As mais de duas décadas seguintes foram preenchidas com longas estadias na Espanha e outras no seu país. Mantinha uma morada em ambos lugares e na de Madri guardava uma preciosíssima coleção de livros. Em 2006, quando sua companheira morreu, o escritor decidiu se estabelecer em definitivo em Montevidéu e doou parte de sua biblioteca pessoal em Madri ao Centro de Estudos Ibero-americanos da Universidade de Alicante, que guarda seu nome.

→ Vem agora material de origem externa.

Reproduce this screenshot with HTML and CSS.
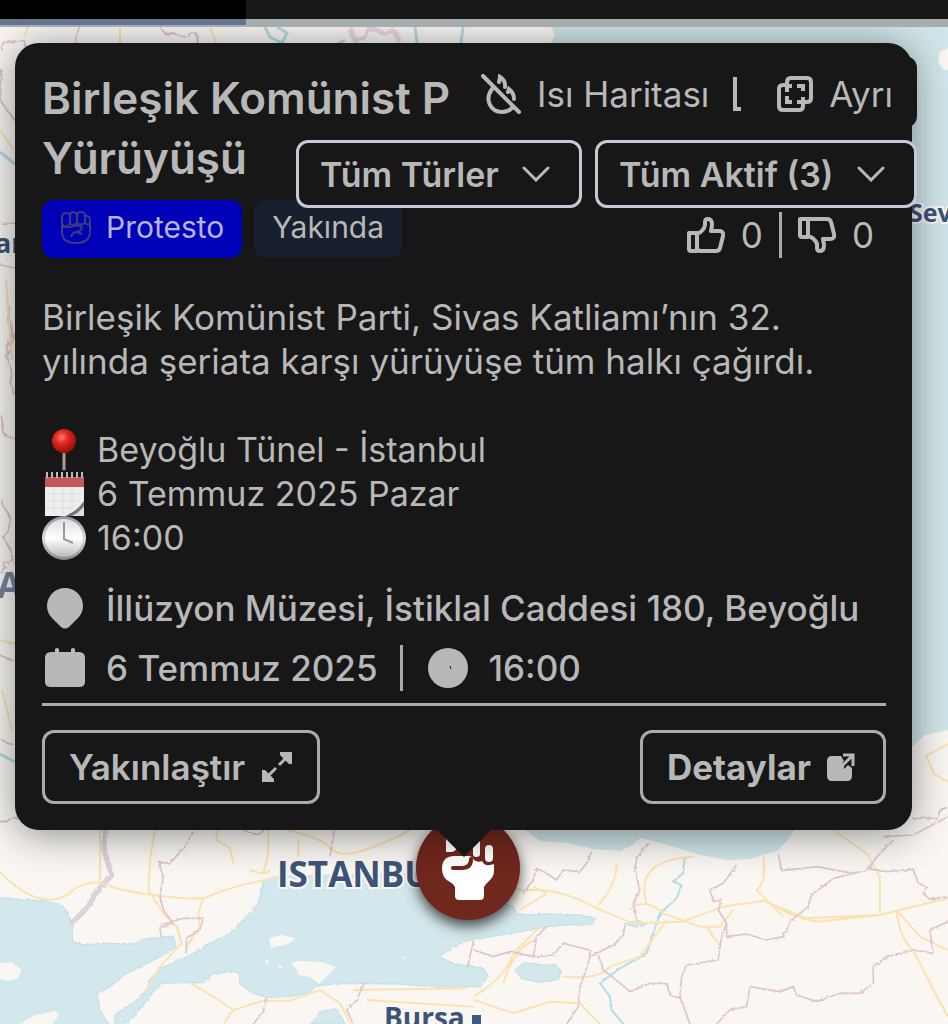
FILE: index.html
```html
<!DOCTYPE html>
<html lang="tr">
<head>
  <meta charset="UTF-8" />
  <meta name="viewport" content="width=device-width, initial-scale=1.0"/>
  <title>Birleşik Komünist Parti Yürüyüşü</title>
  <link rel="stylesheet" href="styles.css">
</head>
<body>

<header class="topbar">
  <div class="tab active"></div>
</header>

<main class="map">
  <svg class="map-bg" viewBox="0 27 948 997" preserveAspectRatio="xMinYMin slice" aria-hidden="true">
    <defs>
      <filter id="rough" x="-5%" y="-5%" width="110%" height="110%">
        <feTurbulence type="fractalNoise" baseFrequency="0.09" numOctaves="3" seed="4"/>
        <feDisplacementMap in="SourceGraphic" scale="9"/>
      </filter>
    </defs>
    <rect y="27" width="948" height="997" fill="#faf7f3"/>

    <!-- black sea -->
    <path fill="#d1e6ea" d="M548 20L555 35 547 50 500 400 525 830 540 841 567 843 594 849 620 851 633 845 640 838 653 841 674 847 700 855 727 860 750 859 777 851 788 840 797 826 880 770 914 745 925 735 948 730V20z"/>
    <path fill="#faf7f3" d="M948 48l-8 4-2 10 6 8h4z"/>

    <g transform="translate(0 810) scale(.3333)">
      <!-- aegean, marmara, gulfs and lakes -->
      <g fill="#d3e8ec" stroke="#c6e1e6" stroke-width="4" filter="url(#rough)">
        <path d="M-20 262L60 268 130 272 185 285 205 310 215 345 218 395 250 405 310 400 400 402 430 388 520 378 528 410 500 430 440 460 380 490 330 530 290 550 300 600 335 660-20 660z"/>
        <path d="M825 200L790 215 775 280 740 320 690 370 620 405 580 430 530 455 480 475 450 510 440 540 400 580 350 610 335 660 365 650 400 620 430 585 460 545 490 520 560 517 610 518 640 490 700 485 718 490 720 520 760 550 800 562 870 560 920 550 955 525 1060 520 1200 522 1300 530 1400 530 1440 530 1465 500 1450 475 1422 470 1360 460 1315 440 1350 420 1390 395 1422 388 1500 375 1560 365 1640 350 1700 345 1780 342 1785 325 1740 315 1640 312 1580 315 1550 310 1540 290 1250 190z"/>
        <path d="M1875 340l40-8 25 10-30 10z"/>
        <path d="M1545 480l30-22 60 8 30-2 20 22-10 24-60 6-50-10z"/>
        <path d="M935 642l25-38 50-8 25 46z"/>
      </g>
      <g fill="#faf7f3">
        <path d="M0 460l35-3 30 22-10 25-30 8-25-6zM60 642l40-25 65-15 12 12-20 28z"/>
        <path d="M808 385l35-10 45 10-25 17-50 12zM872 460l30-8 60 4 46 14-50 52-30-22-30-5-10-20zM795 455l10-8v18zM832 465l18 4-10 8zM1208 438l8 4-6 8z"/>
      </g>
      <!-- lagoon and river -->
      <path fill="none" stroke="#cfc3d2" stroke-width="16" opacity=".7" filter="url(#rough)" d="M315 55L312 120 335 195 290 245 265 290 215 340"/>
      <path fill="none" stroke="#b4dde4" stroke-width="6" filter="url(#rough)" d="M2055 140L2050 190 2020 215 2045 225 2030 265 1980 310 1960 370 1940 430 1860 475 1800 520 1830 560 1835 600 1870 642"/>
      <!-- roads -->
      <g fill="none" stroke="#fae3b0" stroke-width="6" stroke-linejoin="round">
        <path d="M0 185Q60 250 120 265T220 240Q270 205 320 225 T480 258 620 262Q700 225 825 205M300 215L300 60M465 55L450 150 445 240 490 310 530 350 545 400 480 470 440 540M610 265L595 310 600 350 560 410M650 60v30l40 25 10 45M750 180q50 20 60 0M860 60Q960 80 1000 120T1230 60M895 90v50M805 60v70l-15 60M570 518L640 560 700 600 790 572 870 572 960 540 1020 580 1050 640M700 600l-30 42M1060 540L1400 535M1100 570L1422 590"/>
        <path d="M1550 180Q1500 245 1590 240T1790 295L1900 340 2050 335 2170 290 2290 272 2420 325 2640 315 2844 265M2300 275Q2370 320 2450 335L2640 315M1790 290Q1850 230 1850 160M1560 300L1640 250 1600 230M1890 300Q1930 260 1990 310L2100 350 2160 350 2200 300M1940 280Q1900 150 2080 140M2290 140Q2300 220 2270 240L2350 320M2600 130L2640 200 2640 310M2690 300Q2700 390 2740 420L2790 520 2844 620M2690 300l70 80 84 40M1510 520Q1540 420 1600 390M1422 560Q1520 500 1540 430L1620 350M1422 570L1540 610 1650 575 1740 580 1800 642M1690 500Q1800 510 1830 470L1920 440 2000 330M2120 350l40 60M2500 60L2600 130"/>
      </g>
      <!-- province borders -->
      <g fill="none" stroke="#dfc3cd" stroke-width="5" stroke-linejoin="round" filter="url(#rough)">
        <path d="M580 65L555 110 510 160 475 155 490 200 480 260 490 300 520 340 480 355 485 385M485 345L550 325 610 325 600 360 560 385 558 430M1003 60L990 140M730 60q50 25 60 0M1095 515L1070 570 1040 600 1060 642M800 565l-10 40-30 37M1422 388l-20 85"/>
        <path d="M1775 125L1760 160 1740 185 1690 180 1670 210 1640 190 1610 175 1600 210 1570 250M1950 95L1910 145 1905 180 1920 240 1900 280 1910 330M2210 165L2170 220 2130 240 2140 275 2165 270 2155 300 2180 340 2180 380 2240 372 2300 390 2350 380 2375 330 2425 290 2435 255 2500 205 2560 190 2600 180 2640 130 2680 90M2335 130L2345 182 2450 170 2560 190M2600 175L2660 185 2740 178 2755 220 2780 230 2770 250 2790 268 2844 260M2180 340L2165 380 2155 450 2060 465 2045 500 2040 560 2070 642M2844 335L2790 360 2800 430 2740 420 2660 440 2620 470 2620 520 2580 550 2520 550 2450 575 2390 555 2380 530 2340 545 2250 530 2240 590 2190 600 2150 642M1422 420L1480 440 1530 425 1600 440 1610 380 1640 350M1600 440L1660 435 1690 400 1770 420 1770 440 1755 490 1740 530 1735 590 1700 642M1770 440L1840 405 1870 375 1875 345M1795 435L1810 480 1830 495 1890 545 1950 520 2000 520 2010 555 2040 565M2650 80L2740 75 2844 20"/>
      </g>
    </g>

    <!-- strips around the popup -->
    <g fill="none" stroke="#dfc3cd" stroke-width="2" filter="url(#rough)">
      <path d="M0 49l10-7 13-2 3 8M79 27l-3 16M160 27l4 6 20 4 12-4 2 10M2 70l-2 30 14 20M0 222l16 2M0 265l16 4M8 305l4 30-4 20 6 40M2 415l3 20 10 4M2 500l8 20-4 20 8 20-14 12M0 655l14 6M0 738l14 8M0 822l16-6M912 818l24-1 4-10 8 2"/>
      <path stroke-width="5" opacity=".6" d="M350 27l6 16 16-13 24 3 4 10"/>
    </g>
    <path fill="none" stroke="#b4dde4" stroke-width="3" d="M265 27l5 10 12 6 5-10-10-6M345 40l-8 4M415 27l2 16M463 27l-2 16M0 152l15 12M0 754l15 8"/>
    <path fill="none" stroke="#fae3b0" stroke-width="2" d="M28 27l-4 10M120 27v16M210 27l6 16M0 130l14 20M6 280l6 80M0 640l15 4M2 690l10 40M948 744l-22 12 8 18 14 8"/>

    <g class="city" font-size="27">
      <text x="-5" y="253">an</text>
      <text x="-3" y="598" font-size="36" opacity=".7">A</text>
      <text x="909" y="222" font-size="25">Sevas</text>
      <text x="277" y="887" font-size="35">ISTANBUL</text>
      <text x="384" y="1028" font-size="28">Bursa</text>
    </g>
    <path fill="#3d5a87" d="M472 1015h9v9h-9z"/>
  </svg>

  <section class="popup-wrap">
    <div class="marker">
      <svg viewBox="0 0 104 104" width="104" height="104" aria-hidden="true">
        <path fill="#fff" d="M30 18h8q3 0 3 4v10q-2 4-6 4h-5zM43 14h11v20H43zM57 14h7v24q0 3-4 3-3 0-3-3zM69 33q0-4 4-4t4 4v9q0 4-4 4t-4-4z"/>
        <path fill="#fff" d="M37 40h16q3 0 5 4 4 3 8 1 2 5 8 4l4-1v7q0 6-6 11-3 3-4 5v9q0 4-4 4H43q-4 0-4-4V71q-1-3-5-5-8-4-8-13 0-12 11-13z"/>
        <path fill="none" stroke="#70271d" stroke-width="4" stroke-linecap="round" d="M37 52h9q9 0 9-9"/>
      </svg>
    </div>

    <article class="popup">
      <h1 class="title">Birleşik Komünist P<br>Yürüyüşü</h1>

      <div class="meta">
        <span class="badge protest">
          <svg viewBox="0 0 32 34" width="32" height="34" fill="none" stroke="currentColor" stroke-width="2" aria-hidden="true">
            <path d="M2 7q0-4 4-4t4 3q0-4 3-4t4 3q0-3 4-3t4 4q5-1 5 5v10q0 12-14 12T2 22zM10 6v8q-4 5-8 0M17 5v8q-4 4-7 0M25 6v7q-4 3-8 0M30 13q-2 3-5 0M3 17h8q5-3 11 0 0 4-6 5-4 1-5 5M17 22l5 2"/>
          </svg>
          Protesto
        </span>
        <span class="badge soon">Yakında</span>

        <div class="votes">
          <button class="vote" aria-label="Beğen">
            <svg viewBox="0 0 38 36" width="38" height="36" fill="none" stroke="currentColor" stroke-width="4" stroke-linejoin="round" aria-hidden="true">
              <path d="M2 16h8v18H4q-2 0-2-2zM10 17q7-3 8-9V5q0-3 3-3 4 0 4 6l-1 6h9q4 1 3 5l-3 12q-1 3-4 3H14q-3 0-4-2"/>
            </svg>
          </button>
          <span class="count">0</span>
          <span class="line"></span>
          <button class="vote" aria-label="Beğenme">
            <svg viewBox="0 0 38 36" width="38" height="36" fill="none" stroke="currentColor" stroke-width="4" stroke-linejoin="round" aria-hidden="true">
              <path d="M2 2h8v18H4q-2 0-2-2zM10 19q7 2 9 8v4q0 3 3 3 4 0 4-6l-1-6h7q5 0 4-5L33 5q-1-3-4-3H10"/>
            </svg>
          </button>
          <span class="count">0</span>
        </div>
      </div>

      <p class="desc">Birleşik Komünist Parti, Sivas Katliamı’nın 32.<br>yılında şeriata karşı yürüyüşe tüm halkı çağırdı.</p>

      <ul class="notes">
        <li>
          <svg viewBox="0 0 44 44" width="44" height="44" aria-hidden="true">
            <defs><radialGradient id="red" cx=".4" cy=".35" r=".7"><stop offset="0" stop-color="#ff7a68"/><stop offset=".4" stop-color="#e0251f"/><stop offset="1" stop-color="#8c0d0d"/></radialGradient></defs>
            <path stroke="#a99a92" stroke-width="3" d="M22 22v20"/>
            <circle cx="22" cy="13" r="12" fill="url(#red)"/>
          </svg>
          Beyoğlu Tünel - İstanbul
        </li>
        <li>
          <svg viewBox="0 0 44 44" width="44" height="44" aria-hidden="true">
            <path fill="#eee" d="M3 6h39v28L24 44H3z"/>
            <path fill="#c25a5a" d="M3 5h39v10H3z"/>
            <path stroke="#ddd" d="M3 22h39M3 29h35M3 36h28M12 16v26M21 16v26M30 16v22"/>
            <path stroke="#bbb" stroke-width="6" stroke-dasharray="2 3" d="M4 3h37"/>
            <path fill="#777" d="M24 44q10-4 18-15v15z"/>
            <path fill="#ddd" d="M30 44q7-3 12-10v10z"/>
          </svg>
          6 Temmuz 2025 Pazar
        </li>
        <li>
          <svg viewBox="0 0 44 44" width="44" height="44" aria-hidden="true">
            <defs>
              <linearGradient id="rim" x2="0" y2="1"><stop offset="0" stop-color="#8b93a2"/><stop offset=".5" stop-color="#ddd"/><stop offset="1" stop-color="#888"/></linearGradient>
              <linearGradient id="face" x2="0" y2="1"><stop offset="0" stop-color="#ddd"/><stop offset=".5" stop-color="#fff"/><stop offset="1" stop-color="#bbb"/></linearGradient>
            </defs>
            <circle cx="22" cy="22" r="22" fill="url(#rim)"/>
            <circle cx="22" cy="22" r="19" fill="url(#face)"/>
            <path fill="none" stroke="#999" stroke-width="2" d="M22 6v17l9 4"/>
          </svg>
          16:00
        </li>
      </ul>

      <div class="info">
        <div class="row">
          <svg viewBox="0 0 46 42" width="46" height="42" fill="currentColor" aria-hidden="true"><path d="M23 1c10 0 18 8 18 18 0 5-2 9-5 12l-9 9q-4 3-8 0l-9-9c-3-3-5-7-5-12C5 9 13 1 23 1z"/></svg>
          <span>İllüzyon Müzesi, İstiklal Caddesi 180, Beyoğlu</span>
        </div>
        <div class="row">
          <svg viewBox="0 0 46 42" width="46" height="42" fill="currentColor" aria-hidden="true"><path d="M9 5h4V2q2-2 4 0v3h12V2q2-2 4 0v3h4q6 0 6 6v24q0 5-6 5H9q-6 0-6-5V11q0-6 6-6z"/></svg>
          <span>6 Temmuz 2025</span>
          <span class="line"></span>
          <svg viewBox="0 0 46 42" width="46" height="42" aria-hidden="true"><circle cx="23" cy="21" r="20" fill="currentColor"/><path stroke="#171717" d="M25 19l1 3"/></svg>
          <span>16:00</span>
        </div>
      </div>

      <footer class="actions">
        <button class="btn">Yakınlaştır
          <svg viewBox="0 0 32 32" width="32" height="32" aria-hidden="true">
            <path stroke="currentColor" stroke-width="3" d="M4 28l11-11M18 14L29 3"/>
            <path fill="currentColor" d="M19 1h12v12h-3l-9-9zM13 31H1V19h3l9 9z"/>
          </svg>
        </button>
        <button class="btn bold">Detaylar
          <svg viewBox="0 0 28 28" width="28" height="28" aria-hidden="true">
            <path fill="currentColor" d="M5 3h9l3 5-5 5 4 4 5-5 4 3v8q0 5-5 5H5q-5 0-5-5V8q0-5 5-5z"/>
            <path fill="currentColor" d="M10 10h7v7h-7z"/>
            <path fill="none" stroke="currentColor" stroke-width="3" d="M14 14L26 2M16 2h10v11"/>
          </svg>
        </button>
      </footer>
    </article>
  </section>

  <div class="controls">
    <div class="toggles">
      <button class="toggle">
        <svg viewBox="0 0 40 40" width="40" height="40" fill="none" stroke="currentColor" stroke-width="4" stroke-linecap="round" aria-hidden="true">
          <path d="M2 2l36 36M11 15C3 26 10 38 21 38q6 0 10-4M18 8q1-4 1-5 6 4 5 10M27 18l1-3q5 4 5 10"/>
        </svg>
        Isı Haritası
      </button>
      <svg class="sep" viewBox="0 0 8 36" width="8" height="36" fill="none" stroke="currentColor" stroke-width="4" aria-hidden="true"><path d="M2 1v32h6"/></svg>
      <button class="toggle split">
        <svg viewBox="0 0 36 36" width="36" height="36" fill="none" stroke="currentColor" stroke-width="4" aria-hidden="true">
          <path d="M10 9V6q0-4 4-4h16q4 0 4 4v16q0 4-4 4h-3M10 9H6q-4 0-4 4v17q0 4 4 4h16q4 0 4-4v-4M10 9v7M10 16v-6h5M20 10h6v5M10 20v6h5M20 26h6v-5"/>
        </svg>
        Ayrı
      </button>
    </div>
    <div class="filters">
      <label class="filter">
        <select class="types" aria-label="Tür"><option>Tüm Türler</option></select>
        <svg viewBox="0 0 28 16" width="28" height="16" fill="none" stroke="currentColor" stroke-width="3" stroke-linecap="round" aria-hidden="true"><path d="M2 2l12 12L26 2"/></svg>
      </label>
      <label class="filter">
        <select class="status" aria-label="Durum"><option>Tüm Aktif (3)</option></select>
        <svg viewBox="0 0 28 16" width="28" height="16" fill="none" stroke="currentColor" stroke-width="3" stroke-linecap="round" aria-hidden="true"><path d="M2 2l12 12L26 2"/></svg>
      </label>
    </div>
  </div>
</main>

</body>
</html>
```

FILE: styles.css
```css
* {
  box-sizing: border-box;
}
body {
  margin: 0;
  font-family: Inter, "Liberation Sans", sans-serif;
  font-size: 35px;
  line-height: 44px;
  color: #b8b8b8;
  background: #faf7f3;
}
button, select {
  font: inherit;
  color: inherit;
  background: none;
  border: none;
  padding: 0;
  cursor: pointer;
}
svg {
  display: block;
  flex: none;
}
.topbar {
  height: 27px;
  background: #171717;
  border-bottom: 8px solid #a5adae;
}
.tab {
  width: 26%;
  height: 25px;
}
.tab.active {
  background: #000;
  border-bottom: 6px solid #64748f;
}
.map {
  position: relative;
  overflow: hidden;
  min-height: calc(100vh - 27px);
  padding: 16px 36px 0 15px;
}
.map-bg {
  position: absolute;
  top: 0;
  left: 0;
  width: 100%;
  height: 100%;
}
.city {
  font-family: "Open Sans", sans-serif;
  font-weight: 700;
  fill: #3d5478;
  stroke: #faf7f3;
  stroke-width: 4px;
  paint-order: stroke;
}
.popup-wrap {
  position: relative;
}
.marker {
  position: absolute;
  bottom: -90px;
  left: 50%;
  margin-left: -48px;
  width: 104px;
  height: 104px;
  border-radius: 50%;
  background: #70271d;
  box-shadow: 0 6px 14px rgba(0,0,0,0.7);
}
.popup {
  position: relative;
  padding: 25px 26px 26px 27px;
  background: #171717;
  border-radius: 24px;
  box-shadow: 0 4px 40px rgba(0,0,0,0.45);
}
.popup::after {
  content: "";
  position: absolute;
  top: 100%;
  left: 50%;
  margin-left: -27px;
  border: 27px solid transparent;
  border-top-color: #171717;
  border-bottom: none;
}
.title {
  margin: 0 0 12px;
  font-size: 44px;
  line-height: 60px;
  font-weight: 600;
}
.meta {
  display: flex;
  gap: 12px;
}
.badge {
  display: flex;
  align-items: center;
  gap: 14px;
  height: 58px;
  padding: 0 18px 4px;
  border-radius: 12px;
  font-size: 30px;
}
.protest {
  background: #0000b8;
  color: #b4b4e0;
}
.protest svg {
  color: #3c3c78;
}
.soon {
  background: #181f2d;
}
.votes {
  display: flex;
  align-items: center;
  gap: 16px;
  height: 46px;
  margin: 12px 12px 0 auto;
}
.line {
  width: 3px;
  height: 46px;
  background: #a5adae;
}
.desc {
  margin: 37px 0 45px;
}
.notes {
  list-style: none;
  margin: 0 0 25px;
  padding: 0;
  font-size: 34px;
}
.notes li {
  display: flex;
  gap: 11px;
}
.info {
  display: grid;
  gap: 14px;
  padding-bottom: 12px;
  border-bottom: 3px solid #a5adae;
  font-size: 35px;
  font-weight: 500;
}
.row {
  display: flex;
  align-items: center;
  height: 46px;
  gap: 18px;
}
.row .line {
  margin: 0 4px;
}
.actions {
  display: flex;
  justify-content: space-between;
  margin-top: 24px;
}
.btn {
  display: flex;
  align-items: center;
  gap: 16px;
  height: 74px;
  padding: 0 24px;
  border: 3px solid #a5adae;
  border-radius: 12px;
  font-size: 35px;
  font-weight: 600;
}
.btn.bold {
  padding-right: 28px;
  font-weight: 700;
}
.controls {
  position: absolute;
  top: 29px;
  right: 31px;
  display: flex;
  flex-direction: column;
  align-items: flex-end;
  gap: 12px;
}
.toggles {
  display: flex;
  align-items: center;
  gap: 24px;
  height: 72px;
  padding: 4px 24px 0;
  background: #171717;
  border-radius: 12px;
}
.toggle {
  display: flex;
  align-items: center;
  gap: 16px;
}
.toggle.split {
  margin-left: 12px;
}
.filters {
  display: flex;
  gap: 13px;
}
.filter {
  display: grid;
  align-items: center;
}
.filter select,
.filter svg {
  grid-area: 1 / 1;
}
.filter select {
  appearance: none;
  height: 68px;
  padding: 2px 80px 0 21px;
  background: #171717;
  border: 3px solid #c4cad6;
  border-radius: 12px;
  font-size: 34px;
  font-weight: 600;
}
.filter svg {
  justify-self: end;
  margin-right: 32px;
  pointer-events: none;
}
```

Passaram-se apenas três anos para a morte de Benedetti. Foi em 17 de maio de 2009, que Benedetti, depois de 88 anos, deixou de escrever e deixou para os leitores mais de oito dezenas de livros. O que nos fica, como legado da obra de Mario Benedetti, talvez seja essa possibilidade de reinventar a vida, apesar de todos os exílios. Em meio aos inevitáveis e penosos desafios do viver, há um preso que sonha; uma primavera que retorna”, observa Maria Célia Martirani em “O preso que sonhava”, texto apresentado no jornal Rascunho

Mario Benedetti visto por José Saramago*

A obra de Mario Benedetti, amigo, irmão, é surpreendente em todos os aspectos, seja pela extensão na variedade de gêneros que toca, seja pela densidade de sua expressão poética e pela extrema liberdade conceitual que utiliza. O léxico de Benedetti ignorou deliberadamente a suposta existência de palavras poéticas e de outras que não são. Para Benedetti, a língua, na sua totalidade, é poética. Lida a partir desta perspectiva, a obra do grande poeta uruguaio se nos apresenta, não apenas como soma de uma experiência vital, mas, sobretudo, como a busca persistente e conseguida de um sentido, o do ser humano no planeta, no país, na cidade ou na aldeia, em sua casa simplesmente ou na ação coletiva. São muitas as razões que nos levam à leitura de Benedetti. Talvez a principal seja essa, precisamente: que o poeta se converteu em voz de seu próprio povo. Ou seja, em poeta universal.

* O texto de José Saramago foi publicado no jornal El País, um dia depois da morte de Mario Benedetti. A tradução é nossa.